__Job__
List each line of the data that holds the string "styles", please.

__Recorded information__
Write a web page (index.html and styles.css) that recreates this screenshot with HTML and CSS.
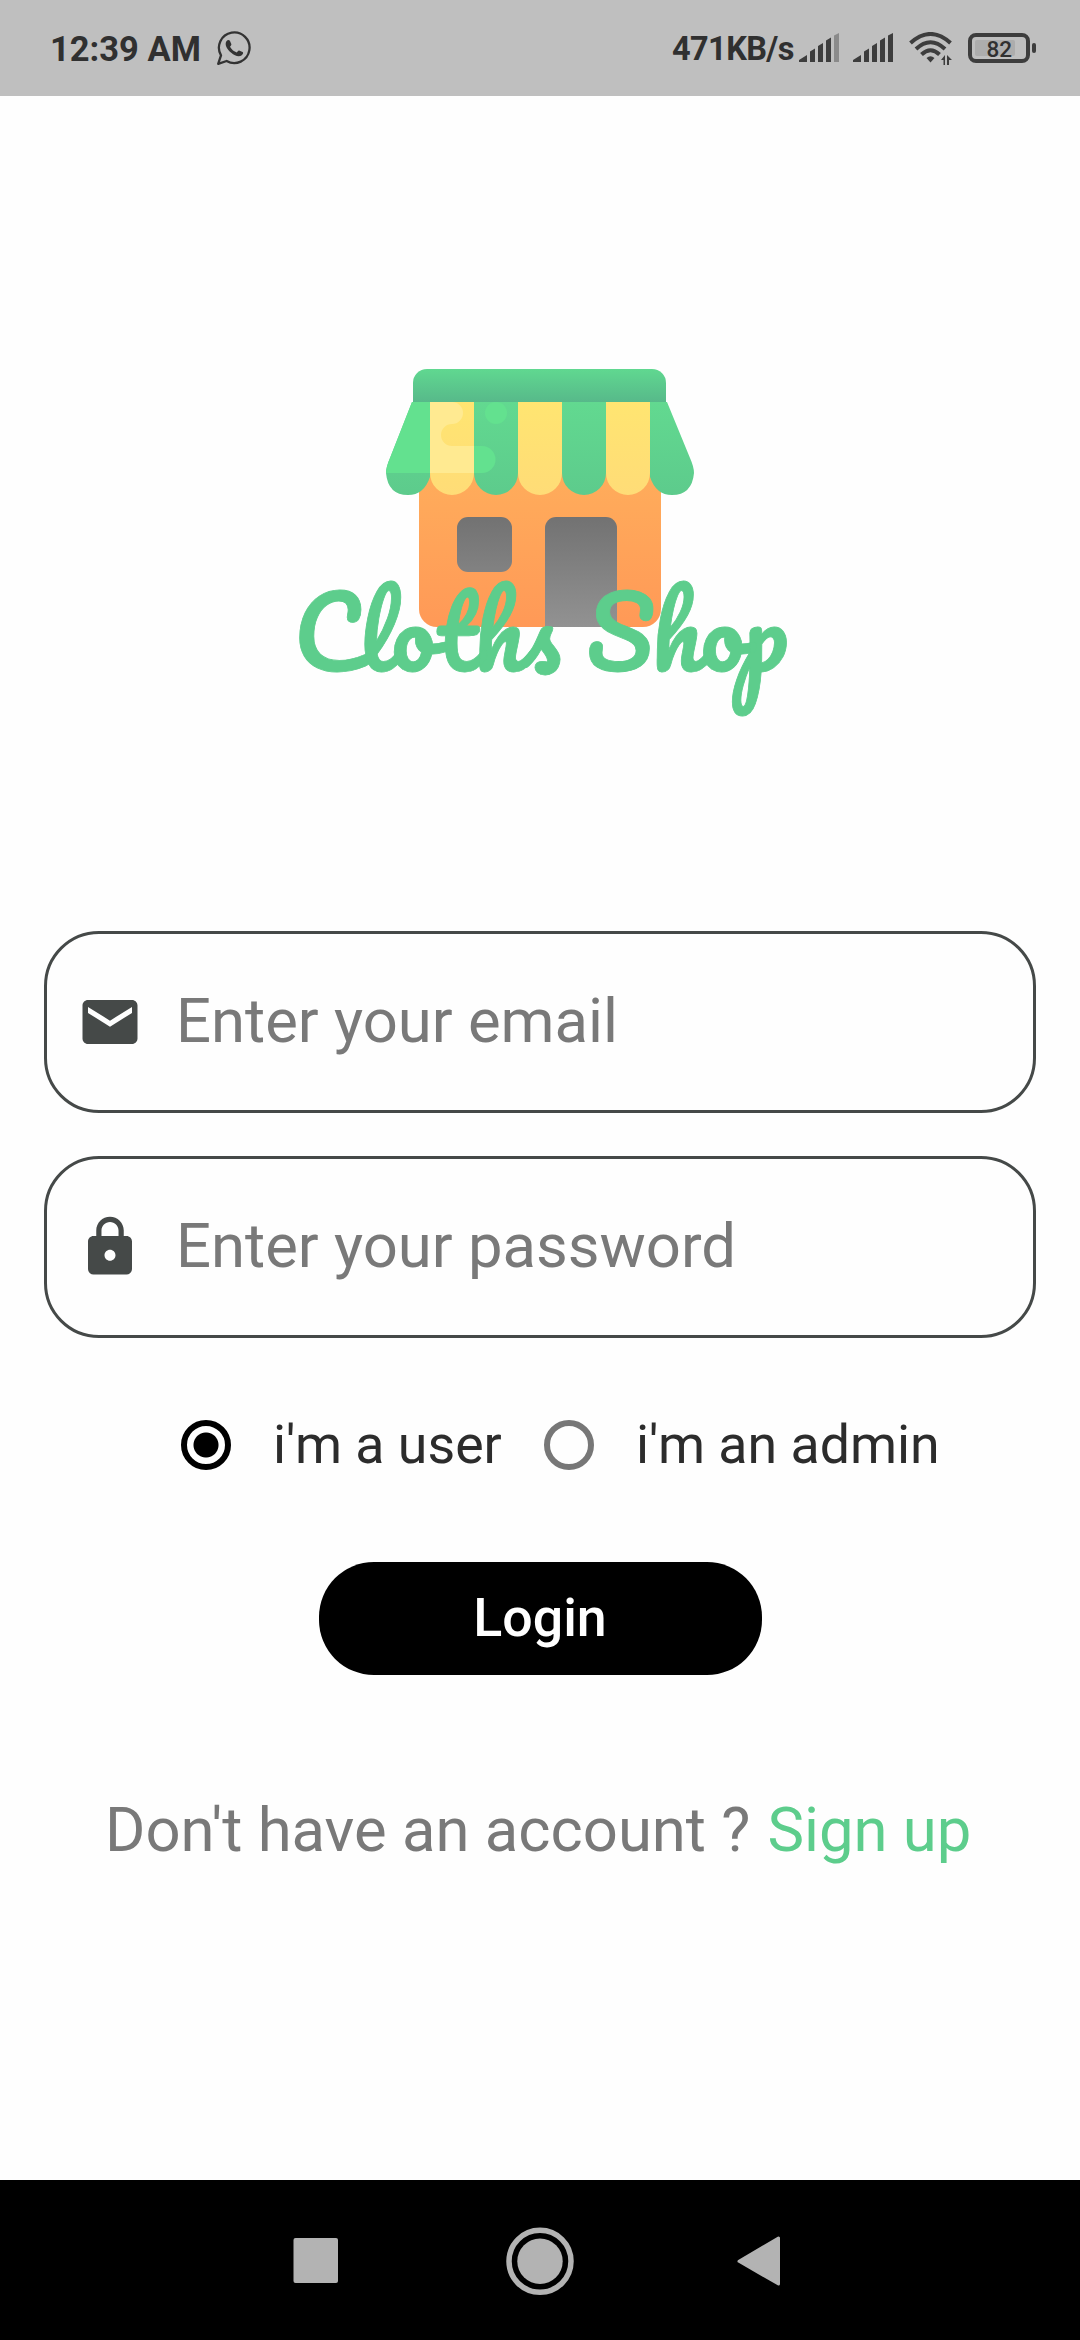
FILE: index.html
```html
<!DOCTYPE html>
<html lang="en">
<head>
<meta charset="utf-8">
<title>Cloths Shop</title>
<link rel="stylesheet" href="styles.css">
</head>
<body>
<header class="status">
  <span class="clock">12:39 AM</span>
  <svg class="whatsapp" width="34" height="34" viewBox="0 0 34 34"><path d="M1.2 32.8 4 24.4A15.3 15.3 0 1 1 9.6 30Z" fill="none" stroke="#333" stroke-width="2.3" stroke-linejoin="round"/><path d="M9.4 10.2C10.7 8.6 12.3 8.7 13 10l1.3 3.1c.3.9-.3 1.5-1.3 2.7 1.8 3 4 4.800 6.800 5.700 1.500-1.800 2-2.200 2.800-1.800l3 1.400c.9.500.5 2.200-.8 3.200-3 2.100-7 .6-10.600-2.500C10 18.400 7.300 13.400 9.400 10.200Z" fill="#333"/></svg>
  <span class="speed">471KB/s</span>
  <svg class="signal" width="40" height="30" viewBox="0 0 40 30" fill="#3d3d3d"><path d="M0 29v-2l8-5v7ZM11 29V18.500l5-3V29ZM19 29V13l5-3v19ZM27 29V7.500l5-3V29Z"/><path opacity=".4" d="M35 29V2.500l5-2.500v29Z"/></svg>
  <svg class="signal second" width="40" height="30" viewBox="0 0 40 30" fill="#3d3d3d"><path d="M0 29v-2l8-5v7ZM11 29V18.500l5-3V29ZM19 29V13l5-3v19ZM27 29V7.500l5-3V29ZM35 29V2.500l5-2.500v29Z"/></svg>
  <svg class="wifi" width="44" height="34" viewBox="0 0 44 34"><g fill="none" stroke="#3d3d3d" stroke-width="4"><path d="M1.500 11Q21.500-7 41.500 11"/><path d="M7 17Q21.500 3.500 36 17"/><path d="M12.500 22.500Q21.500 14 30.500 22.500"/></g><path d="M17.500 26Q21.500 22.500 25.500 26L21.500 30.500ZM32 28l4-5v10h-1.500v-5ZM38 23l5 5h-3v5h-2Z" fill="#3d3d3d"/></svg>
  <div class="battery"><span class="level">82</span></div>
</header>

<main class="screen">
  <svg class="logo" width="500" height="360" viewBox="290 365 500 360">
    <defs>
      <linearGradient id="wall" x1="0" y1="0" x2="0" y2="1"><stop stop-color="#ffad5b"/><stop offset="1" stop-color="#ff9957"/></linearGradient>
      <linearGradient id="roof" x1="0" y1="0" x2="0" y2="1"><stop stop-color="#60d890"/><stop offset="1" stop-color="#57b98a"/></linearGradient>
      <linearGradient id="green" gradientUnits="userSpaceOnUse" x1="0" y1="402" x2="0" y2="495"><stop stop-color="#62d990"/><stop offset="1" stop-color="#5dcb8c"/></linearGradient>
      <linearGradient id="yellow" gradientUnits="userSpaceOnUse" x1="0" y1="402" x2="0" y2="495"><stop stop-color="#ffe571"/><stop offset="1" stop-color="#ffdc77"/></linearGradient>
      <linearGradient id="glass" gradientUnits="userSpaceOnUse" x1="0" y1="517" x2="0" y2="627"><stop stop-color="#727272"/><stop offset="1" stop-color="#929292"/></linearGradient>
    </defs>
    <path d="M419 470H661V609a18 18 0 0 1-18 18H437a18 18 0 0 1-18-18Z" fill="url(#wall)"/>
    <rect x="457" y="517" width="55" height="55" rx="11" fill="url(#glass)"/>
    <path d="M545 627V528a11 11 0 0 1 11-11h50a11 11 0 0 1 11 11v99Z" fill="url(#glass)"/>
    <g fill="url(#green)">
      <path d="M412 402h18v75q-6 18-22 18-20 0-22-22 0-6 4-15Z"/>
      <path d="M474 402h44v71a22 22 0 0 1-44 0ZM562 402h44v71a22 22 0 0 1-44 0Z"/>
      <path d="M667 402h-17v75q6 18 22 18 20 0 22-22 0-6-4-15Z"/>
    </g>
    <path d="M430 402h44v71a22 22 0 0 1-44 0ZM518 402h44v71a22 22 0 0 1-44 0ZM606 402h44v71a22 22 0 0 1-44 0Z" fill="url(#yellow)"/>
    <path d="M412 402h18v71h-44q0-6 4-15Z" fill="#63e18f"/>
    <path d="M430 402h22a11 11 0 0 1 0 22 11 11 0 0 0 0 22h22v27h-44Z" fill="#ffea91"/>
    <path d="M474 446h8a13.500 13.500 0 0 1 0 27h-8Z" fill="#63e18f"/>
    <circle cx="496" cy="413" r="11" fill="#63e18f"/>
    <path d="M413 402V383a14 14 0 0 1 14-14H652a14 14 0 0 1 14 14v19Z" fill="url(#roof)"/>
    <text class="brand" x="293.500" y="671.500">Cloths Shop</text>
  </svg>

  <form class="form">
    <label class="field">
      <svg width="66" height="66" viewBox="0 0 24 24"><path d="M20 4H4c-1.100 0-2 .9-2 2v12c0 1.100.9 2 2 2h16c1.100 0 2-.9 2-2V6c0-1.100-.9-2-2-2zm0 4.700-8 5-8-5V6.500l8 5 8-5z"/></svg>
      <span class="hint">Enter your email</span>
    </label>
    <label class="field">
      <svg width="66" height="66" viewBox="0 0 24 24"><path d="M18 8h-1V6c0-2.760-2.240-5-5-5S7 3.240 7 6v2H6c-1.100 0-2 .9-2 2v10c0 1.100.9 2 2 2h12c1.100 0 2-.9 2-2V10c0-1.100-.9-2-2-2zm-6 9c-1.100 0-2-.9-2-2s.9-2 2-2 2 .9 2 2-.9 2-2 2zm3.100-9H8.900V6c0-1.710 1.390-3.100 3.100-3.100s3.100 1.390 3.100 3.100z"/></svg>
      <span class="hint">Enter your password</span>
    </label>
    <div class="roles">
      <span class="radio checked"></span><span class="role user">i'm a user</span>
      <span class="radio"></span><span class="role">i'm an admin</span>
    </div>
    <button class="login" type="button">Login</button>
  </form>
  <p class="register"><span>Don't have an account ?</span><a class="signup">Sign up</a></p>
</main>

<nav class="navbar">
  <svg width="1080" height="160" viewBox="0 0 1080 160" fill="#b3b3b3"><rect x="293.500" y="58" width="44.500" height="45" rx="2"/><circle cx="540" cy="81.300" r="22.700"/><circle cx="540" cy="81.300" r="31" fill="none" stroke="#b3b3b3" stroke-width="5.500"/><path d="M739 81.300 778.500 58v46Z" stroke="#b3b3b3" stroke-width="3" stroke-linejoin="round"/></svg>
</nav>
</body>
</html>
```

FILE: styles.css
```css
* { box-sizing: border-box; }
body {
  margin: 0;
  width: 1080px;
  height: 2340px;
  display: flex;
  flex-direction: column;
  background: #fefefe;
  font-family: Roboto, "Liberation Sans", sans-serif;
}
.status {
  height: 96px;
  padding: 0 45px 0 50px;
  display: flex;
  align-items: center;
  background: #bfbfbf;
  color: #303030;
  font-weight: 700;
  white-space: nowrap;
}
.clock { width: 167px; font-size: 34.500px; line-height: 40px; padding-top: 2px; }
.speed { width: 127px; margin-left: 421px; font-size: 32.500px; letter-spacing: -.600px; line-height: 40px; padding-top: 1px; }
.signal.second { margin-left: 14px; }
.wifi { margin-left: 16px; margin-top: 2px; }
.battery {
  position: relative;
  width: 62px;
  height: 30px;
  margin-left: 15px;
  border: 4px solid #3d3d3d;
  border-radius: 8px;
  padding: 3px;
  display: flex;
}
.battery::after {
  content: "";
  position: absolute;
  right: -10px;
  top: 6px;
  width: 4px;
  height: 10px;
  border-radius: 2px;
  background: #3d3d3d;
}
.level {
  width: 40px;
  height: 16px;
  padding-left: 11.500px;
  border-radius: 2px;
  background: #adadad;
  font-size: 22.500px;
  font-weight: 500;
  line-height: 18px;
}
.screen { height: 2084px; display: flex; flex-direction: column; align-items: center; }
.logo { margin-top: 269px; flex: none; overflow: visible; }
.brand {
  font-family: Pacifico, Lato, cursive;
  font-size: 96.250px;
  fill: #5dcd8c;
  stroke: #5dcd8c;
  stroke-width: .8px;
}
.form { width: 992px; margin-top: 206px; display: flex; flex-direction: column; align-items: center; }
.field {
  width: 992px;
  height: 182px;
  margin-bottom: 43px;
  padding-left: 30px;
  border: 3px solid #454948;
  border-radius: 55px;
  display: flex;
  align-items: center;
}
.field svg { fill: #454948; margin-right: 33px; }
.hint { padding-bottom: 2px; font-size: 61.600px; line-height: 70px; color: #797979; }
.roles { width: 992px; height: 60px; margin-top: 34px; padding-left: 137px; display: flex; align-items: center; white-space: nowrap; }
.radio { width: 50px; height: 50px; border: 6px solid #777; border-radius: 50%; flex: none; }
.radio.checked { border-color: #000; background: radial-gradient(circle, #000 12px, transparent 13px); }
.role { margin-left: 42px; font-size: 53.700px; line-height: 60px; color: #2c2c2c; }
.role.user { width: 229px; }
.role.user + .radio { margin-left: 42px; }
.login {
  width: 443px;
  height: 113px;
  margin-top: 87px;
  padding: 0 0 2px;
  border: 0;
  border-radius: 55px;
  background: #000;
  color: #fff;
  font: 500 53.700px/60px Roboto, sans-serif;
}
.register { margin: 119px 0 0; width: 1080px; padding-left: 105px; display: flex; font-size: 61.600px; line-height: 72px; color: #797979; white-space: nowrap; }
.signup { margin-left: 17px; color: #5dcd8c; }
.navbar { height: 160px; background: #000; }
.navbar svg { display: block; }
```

__Written solution__
Write a web page (index.html and styles.css) that recreates this screenshot with HTML and CSS.
<link rel="stylesheet" href="styles.css">
FILE: styles.css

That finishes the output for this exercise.